→ **Saved entries**:
......

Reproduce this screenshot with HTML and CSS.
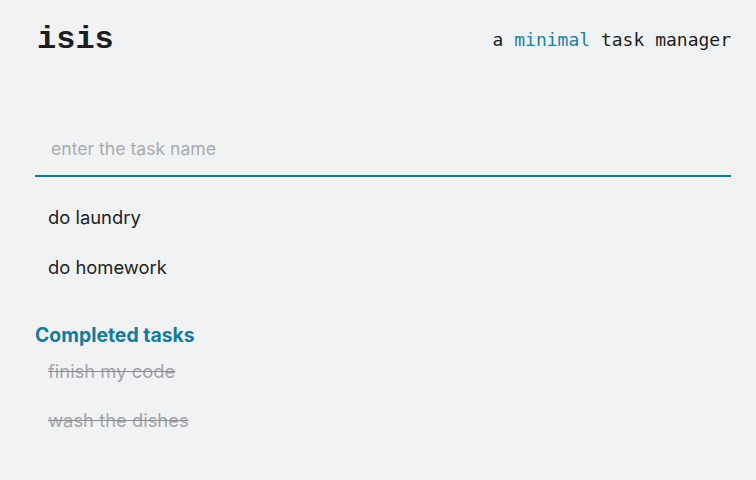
FILE: index.html
```html
<!DOCTYPE html>
<html>
<head>
<meta charset="utf-8">
<link rel="stylesheet" href="styles.css">
</head>
<body>
<div class="app">
  <header class="header">
    <h1 class="logo">isis</h1>
    <p class="tagline">a <span class="accent">minimal</span> task manager</p>
  </header>
  <input class="task-input" type="text" placeholder="enter the task name">
  <ul class="tasks">
    <li class="task">do laundry</li>
    <li class="task">do homework</li>
  </ul>
  <h2 class="section-title">Completed tasks</h2>
  <ul class="tasks done">
    <li class="task">finish my code</li>
    <li class="task">wash the dishes</li>
  </ul>
</div>
</body>
</html>
```
FILE: styles.css
```css
html, body {
  margin: 0;
  padding: 0;
  background: #f1f2f4;
}
body {
  font-family: Inter, "Noto Sans", sans-serif;
  color: #222;
}
.app {
  padding: 18px 25px 0 35px;
}
.header {
  display: flex;
  justify-content: space-between;
  align-items: center;
  height: 40px;
}
.logo {
  margin: 2px 0 0 2px;
  font-family: "Liberation Mono", monospace;
  font-size: 32px;
  font-weight: bold;
  color: #1d1d1f;
}
.tagline {
  margin: 2px 0 0 0;
  font-family: "DejaVu Sans Mono", monospace;
  font-size: 18px;
  color: #1d1d1f;
}
.accent {
  color: #1a80a6;
}
.task-input {
  display: block;
  box-sizing: border-box;
  width: 100%;
  margin-top: 66px;
  height: 53px;
  padding: 0 16px 2px;
  border: none;
  border-bottom: 2px solid #137a9c;
  background: transparent;
  font-family: Inter, sans-serif;
  font-size: 17.6px;
  color: #222;
  outline: none;
}
.task-input::placeholder {
  color: #a9abb0;
}
.tasks {
  list-style: none;
  margin: 15px 0 0 0;
  padding: 0;
}
.task {
  height: 50px;
  line-height: 50px;
  padding-left: 13px;
  font-size: 18.4px;
  color: #222;
}
.section-title {
  margin: 31px 0 0 0;
  font-size: 19.4px;
  font-weight: 700;
  color: #177a9a;
  line-height: 24px;
}
.tasks.done {
  margin-top: 0;
}
.done .task {
  height: 49px;
  line-height: 49px;
  color: #a3a4a8;
  text-decoration: line-through;
  text-decoration-color: #8c8d91;
}
```
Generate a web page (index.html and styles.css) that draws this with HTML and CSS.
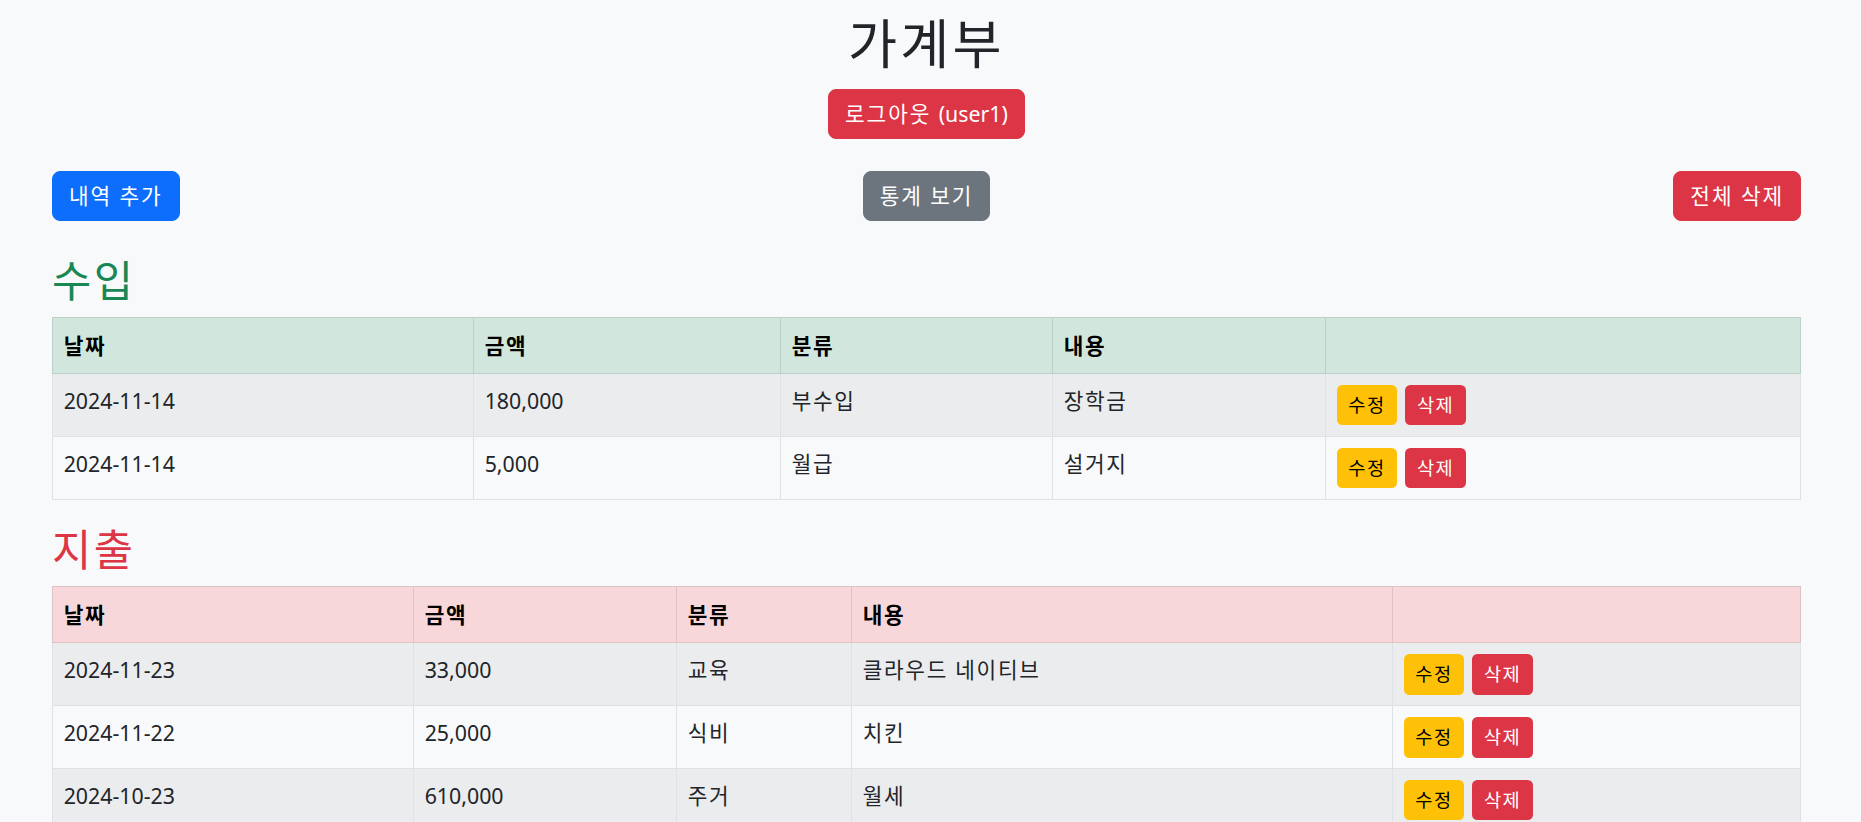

......

→ **What the task requires**: Retype all entries exactly as they appear, dropping the images.

→ **Full solution**:
Reproduce this screenshot with HTML and CSS.
FILE: index.html
```html
<!DOCTYPE html>
<html>
<head>
<meta charset="utf-8">
<link rel="stylesheet" href="styles.css">
</head>
<body>
<div class="app">
  <header class="header">
    <h1 class="logo">isis</h1>
    <p class="tagline">a <span class="accent">minimal</span> task manager</p>
  </header>
  <input class="task-input" type="text" placeholder="enter the task name">
  <ul class="tasks">
    <li class="task">do laundry</li>
    <li class="task">do homework</li>
  </ul>
  <h2 class="section-title">Completed tasks</h2>
  <ul class="tasks done">
    <li class="task">finish my code</li>
    <li class="task">wash the dishes</li>
  </ul>
</div>
</body>
</html>
```
FILE: styles.css
```css
html, body {
  margin: 0;
  padding: 0;
  background: #f1f2f4;
}
body {
  font-family: Inter, "Noto Sans", sans-serif;
  color: #222;
}
.app {
  padding: 18px 25px 0 35px;
}
.header {
  display: flex;
  justify-content: space-between;
  align-items: center;
  height: 40px;
}
.logo {
  margin: 2px 0 0 2px;
  font-family: "Liberation Mono", monospace;
  font-size: 32px;
  font-weight: bold;
  color: #1d1d1f;
}
.tagline {
  margin: 2px 0 0 0;
  font-family: "DejaVu Sans Mono", monospace;
  font-size: 18px;
  color: #1d1d1f;
}
.accent {
  color: #1a80a6;
}
.task-input {
  display: block;
  box-sizing: border-box;
  width: 100%;
  margin-top: 66px;
  height: 53px;
  padding: 0 16px 2px;
  border: none;
  border-bottom: 2px solid #137a9c;
  background: transparent;
  font-family: Inter, sans-serif;
  font-size: 17.6px;
  color: #222;
  outline: none;
}
.task-input::placeholder {
  color: #a9abb0;
}
.tasks {
  list-style: none;
  margin: 15px 0 0 0;
  padding: 0;
}
.task {
  height: 50px;
  line-height: 50px;
  padding-left: 13px;
  font-size: 18.4px;
  color: #222;
}
.section-title {
  margin: 31px 0 0 0;
  font-size: 19.4px;
  font-weight: 700;
  color: #177a9a;
  line-height: 24px;
}
.tasks.done {
  margin-top: 0;
}
.done .task {
  height: 49px;
  line-height: 49px;
  color: #a3a4a8;
  text-decoration: line-through;
  text-decoration-color: #8c8d91;
}
```
Generate a web page (index.html and styles.css) that draws this with HTML and CSS.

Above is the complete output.